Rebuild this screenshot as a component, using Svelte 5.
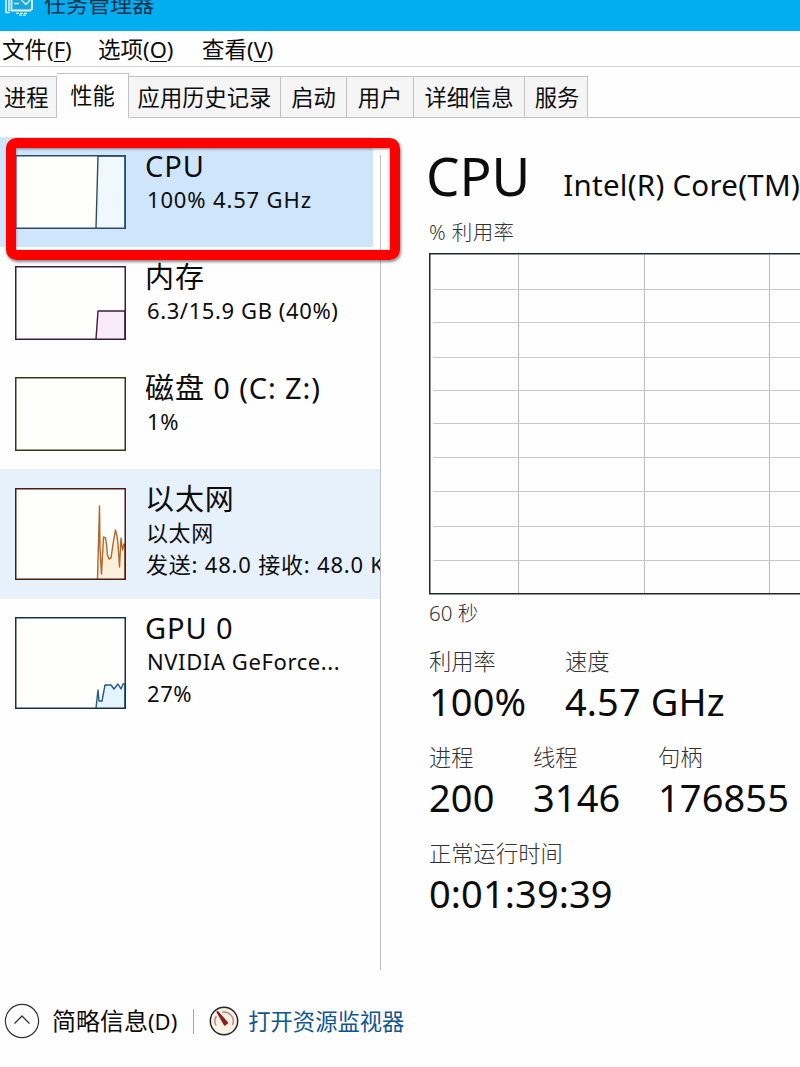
<script>
  const menus = [
    { label: '文件', key: 'F', width: 96 },
    { label: '选项', key: 'O', width: 104 },
    { label: '查看', key: 'V', width: 100 },
  ];

  const tabs = [
    { label: '进程', width: 57 },
    { label: '性能', width: 72 },
    { label: '应用历史记录', width: 152 },
    { label: '启动', width: 66 },
    { label: '用户', width: 67 },
    { label: '详细信息', width: 111 },
    { label: '服务', width: 63 },
  ];
  let activeTab = $state('性能');

  const resources = [
    { id: 'cpu', title: 'CPU', lines: ['100% 4.57 GHz'], stroke: '#2c4c66', fill: '#eef8fd', h: 74,
      path: 'M81 73 L83 1 L110 1 L110 73' },
    { id: 'mem', title: '内存', lines: ['6.3/15.9 GB (40%)'], stroke: '#3f1a40', fill: '#f8ecf8', h: 74,
      path: 'M81 73 L83 45 L110 45 L110 73' },
    { id: 'disk', title: '磁盘 0 (C: Z:)', lines: ['1%'], stroke: '#35391a', fill: 'none', h: 74, path: '' },
    { id: 'net', title: '以太网', lines: ['以太网', '发送: 48.0 接收: 48.0 Kbps'], stroke: '#4a1f12', fill: '#fcefdc', h: 92,
      line: '#b4652a',
      path: 'M82.5 91 L84.5 18 L85 60 L86.5 86 L88.5 49 L90.5 50 L91.5 56 L92.5 67 L94 71 L96 70 L98 56 L99 50 L100.5 42 L102 48 L103 56 L104.5 79 L106 50 L107.5 62 L109 56 L110 56 L110 91' },
    { id: 'gpu', title: 'GPU 0', lines: ['NVIDIA GeForce...', '27%'], stroke: '#16324a', fill: '#e3f4fc', h: 92,
      line: '#235a80',
      path: 'M81 91 L83 73 L84 84 L87 84 L90 68 L96 68 L99 72 L103 67 L106 72 L108 67 L110 67 L110 91' },
  ];
  let selected = $state('cpu');

  const gridX = [89, 215, 340];
  const gridY = [36, 69, 104, 137, 170, 204, 238, 273, 307];

  const stats = [
    [
      { label: '利用率', value: '100%', width: 136 },
      { label: '速度', value: '4.57 GHz', width: 200 },
    ],
    [
      { label: '进程', value: '200', width: 104 },
      { label: '线程', value: '3146', width: 125 },
      { label: '句柄', value: '176855', width: 140 },
    ],
    [{ label: '正常运行时间', value: '0:01:39:39', width: 240 }],
  ];
</script>

<div class="window">
  <header class="titlebar">
    <svg class="app-icon" width="34" height="18" viewBox="0 0 34 18">
      <path d="M6 0 V12.5 H10 M9 0 V11" fill="none" stroke="#d9f2fd" stroke-width="1.6" />
      <path d="M11.5 -6 H32 V9 L30 10.5 H11.5 Z" fill="#1ba6df" stroke="#eefaff" stroke-width="1.8" />
      <path d="M14 3.5 H19 M21.5 0 L26 4.5 L30 0" fill="none" stroke="#c9edfb" stroke-width="1.5" />
      <path d="M16 13.4 H28 M19 15.2 H27" stroke="#e2f5fd" stroke-width="1.2" stroke-dasharray="3 1" />
    </svg>
    <span>任务管理器</span>
  </header>

  <nav class="menubar">
    {#each menus as m (m.key)}
      <span class="menu" style="width: {m.width}px">{m.label}<span class="key">(<u>{m.key}</u>)</span></span>
    {/each}
  </nav>

  <div class="tabs">
    {#each tabs as t (t.label)}
      <button class="tab" class:active={t.label === activeTab} style="width: {t.width}px" onclick={() => (activeTab = t.label)}>
        {t.label}
      </button>
    {/each}
    <div class="tab-rest"></div>
  </div>

  <div class="body">
    <aside class="sidebar">
      {#each resources as r (r.id)}
        <button class="item {r.id}" class:selected={r.id === selected} onclick={() => (selected = r.id)}>
          <svg class="thumb" width="111" height={r.h} viewBox="0 0 111 {r.h}">
            <rect x="0.75" y="0.75" width="109.5" height={r.h - 1.5} fill="#fefefd" />
            {#if r.path}
              <path d={r.path} fill={r.fill} stroke={r.line ?? r.stroke} stroke-width="1.4" stroke-linejoin="round" />
            {/if}
            <rect x="0.75" y="0.75" width="109.5" height={r.h - 1.5} fill="none" stroke={r.stroke} stroke-width="1.5" />
          </svg>
          <div class="info">
            <div class="title">{r.title}</div>
            {#each r.lines as line}
              <div class="line">{line}</div>
            {/each}
          </div>
        </button>
      {/each}
      <div class="divider"></div>
      <div class="marker"></div>
    </aside>

    <main class="detail">
      <div class="heading">
        <h1>CPU</h1>
        <span class="model">Intel(R) Core(TM)</span>
      </div>
      <div class="caption top">% 利用率</div>
      <svg class="graph" width="380" height="342" viewBox="0 0 380 342">
        {#each gridX as x}
          <line x1={x + 0.5} y1="2" x2={x + 0.5} y2="340" stroke="#bcbcbe" />
        {/each}
        {#each gridY as y}
          <line x1="4" y1={y + 0.5} x2="380" y2={y + 0.5} stroke="#c9c9cb" />
        {/each}
        <rect x="0.75" y="0.75" width="390" height="340" fill="none" stroke="#1e2830" stroke-width="1.5" />
      </svg>
      <div class="caption">60 秒</div>

      <div class="stats">
        {#each stats as row}
          <div class="stat-row">
            {#each row as s (s.label)}
              <div class="stat" style="width: {s.width}px">
                <div class="label">{s.label}</div>
                <div class="value">{s.value}</div>
              </div>
            {/each}
          </div>
        {/each}
      </div>
    </main>
  </div>

  <footer class="footer">
    <svg width="36" height="36" viewBox="0 0 36 36" fill="none" stroke="#333">
      <circle cx="18" cy="18" r="16.6" stroke-width="1.2" />
      <path d="M10.5 20.5 L18 13 L25.5 20.5" stroke-width="1.3" />
    </svg>
    <span class="less">简略信息<span class="key">(D)</span></span>
    <span class="sep"></span>
    <svg class="gauge" width="30" height="30" viewBox="0 0 30 30">
      <circle cx="15" cy="15" r="13.7" fill="#f6f2e4" stroke="#2c2424" stroke-width="1.5" />
      <path d="M7 19.5 A9.3 9.3 0 0 1 7.5 10 M13 6.2 A9.3 9.3 0 0 1 23.5 19" fill="none" stroke="#c98483" stroke-width="1.5" />
      <path d="M8.5 6 L18.2 16.8 L15.8 18.8 Z" fill="#8e1d24" stroke="#8e1d24" stroke-width="2" stroke-linejoin="round" />
    </svg>
    <a href="#resmon">打开资源监视器</a>
  </footer>
</div>

<style>
  :global(body) {
    margin: 0;
    background: #fefefe;
  }
  .window {
    width: 800px;
    height: 1067px;
    overflow: hidden;
    display: flex;
    flex-direction: column;
    background: #fefefe;
    color: #0c0c0c;
    font-family: 'Noto Sans', 'Noto Sans CJK SC', sans-serif;
    font-size: 22px;
  }
  button {
    font: inherit;
    color: inherit;
    border: 0;
    margin: 0;
    padding: 0;
    background: none;
    text-align: left;
  }
  .titlebar {
    height: 31px;
    flex: none;
    display: flex;
    align-items: flex-start;
    background: #02aeef;
    overflow: hidden;
  }
  .titlebar span {
    margin: -13px 0 0 10px;
    line-height: 32px;
    color: #07304c;
  }
  .app-icon {
    flex: none;
  }
  .menubar {
    height: 35px;
    flex: none;
    display: flex;
    padding-left: 2px;
    border-bottom: 1px solid #d4d4d6;
    line-height: 37px;
    font-size: 22.5px;
  }
  .key {
    font-size: 22px;
  }
  .menu {
    white-space: nowrap;
  }
  .menu u {
    text-decoration-thickness: 1px;
    text-underline-offset: 3px;
  }
  .tabs {
    flex: none;
    height: 45px;
    margin-top: 6px;
    display: flex;
    align-items: flex-end;
  }
  .tab {
    box-sizing: border-box;
    flex: none;
    height: 42px;
    line-height: 41px;
    background: #f5f5f5;
    border: 1px solid #c2c2c4;
    border-left: 0;
    text-align: center;
    white-space: nowrap;
    font-size: 22.3px;
  }
  .tab:first-child {
    text-align: left;
    padding-left: 4px;
  }
  .tab.active {
    height: 45px;
    line-height: 38px;
    background: #fefefe;
    border-bottom-color: #fefefe;
  }
  .tab:last-of-type {
    padding-left: 2px;
  }
  .tab-rest {
    flex: 1;
    border-bottom: 1px solid #c2c2c4;
  }
  .body {
    flex: none;
    height: 852px;
    display: flex;
  }
  .sidebar {
    position: relative;
    flex: none;
    width: 381px;
    padding-top: 19px;
    box-sizing: border-box;
  }
  .item {
    box-sizing: border-box;
    width: 380px;
    height: 111px;
    display: flex;
    padding: 18px 0 0 15px;
    overflow: hidden;
  }
  .item.selected {
    width: 373px;
    height: 110px;
    margin-bottom: 1px;
    background: #cfe5fb;
  }
  .item.disk {
    height: 110px;
  }
  .item.net {
    height: 130px;
    padding-top: 19px;
    background: #e6f1fc;
  }
  .item.gpu {
    height: 129px;
  }
  .thumb {
    flex: none;
  }
  .info {
    margin: -7px 0 0 19px;
    white-space: nowrap;
  }
  .title {
    height: 35px;
    line-height: 35px;
    font-size: 29px;
    letter-spacing: 0.9px;
  }
  .line {
    height: 31.5px;
    line-height: 32px;
    padding-left: 2px;
    letter-spacing: 0.6px;
  }
  .cpu .line {
    letter-spacing: 0.85px;
  }
  .net .line {
    padding-left: 1px;
  }
  .net .line:last-child {
    letter-spacing: 0.8px;
  }
  .divider {
    position: absolute;
    left: 380px;
    top: 37px;
    width: 1px;
    height: 815px;
    background: #bdbdbf;
  }
  .marker {
    position: absolute;
    left: 6px;
    top: 20px;
    box-sizing: border-box;
    width: 394px;
    height: 122px;
    border: 10px solid #fe0000;
    border-radius: 10px;
    box-shadow: 1px 2px 3px rgba(60, 60, 60, 0.6), inset 0 1px 3px rgba(60, 60, 60, 0.6);
  }
  .detail {
    flex: 1;
    min-width: 0;
    padding-left: 48px;
    overflow: hidden;
    white-space: nowrap;
  }
  .heading {
    height: 96px;
    display: flex;
    align-items: baseline;
    line-height: 116px;
  }
  h1 {
    margin: 0 0 0 -3px;
    width: 140px;
    font-size: 53px;
    font-weight: 400;
  }
  .model {
    font-size: 29.5px;
    letter-spacing: 0.25px;
  }
  .caption {
    height: 37px;
    line-height: 36px;
    font-size: 20.5px;
    font-weight: 300;
    color: #333;
  }
  .caption.top {
    height: 39px;
    letter-spacing: 0.4px;
  }
  .graph {
    display: block;
  }
  .stats {
    margin-top: 14px;
  }
  .stat-row {
    display: flex;
    height: 96px;
  }
  .stat {
    flex: none;
  }
  .label {
    height: 32px;
    line-height: 32px;
    font-size: 22.3px;
    font-weight: 300;
    color: #333;
  }
  .value {
    height: 48px;
    line-height: 47px;
    font-size: 38px;
    letter-spacing: 0.1px;
  }
  .footer {
    flex: none;
    height: 102px;
    display: flex;
    align-items: center;
    padding-left: 4px;
  }
  .less {
    margin: -3px 0 0 12px;
    font-size: 24px;
  }
  .sep {
    width: 1px;
    height: 25px;
    margin: 0 15px 0 16px;
    background: #a5a5a8;
  }
  a {
    margin: -2px 0 0 9px;
    font-size: 22.3px;
    color: #0f5590;
    text-decoration: none;
  }
</style>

--- --- ---

Begin at the first line of the material and copy each line exactly through the one containing "let activeTab = $state('性能');". Omit pictures.

Result for this exercise:
Rebuild this screenshot as a component, using Svelte 5.
<script>
  const menus = [
    { label: '文件', key: 'F', width: 96 },
    { label: '选项', key: 'O', width: 104 },
    { label: '查看', key: 'V', width: 100 },
  ];

  const tabs = [
    { label: '进程', width: 57 },
    { label: '性能', width: 72 },
    { label: '应用历史记录', width: 152 },
    { label: '启动', width: 66 },
    { label: '用户', width: 67 },
    { label: '详细信息', width: 111 },
    { label: '服务', width: 63 },
  ];
  let activeTab = $state('性能');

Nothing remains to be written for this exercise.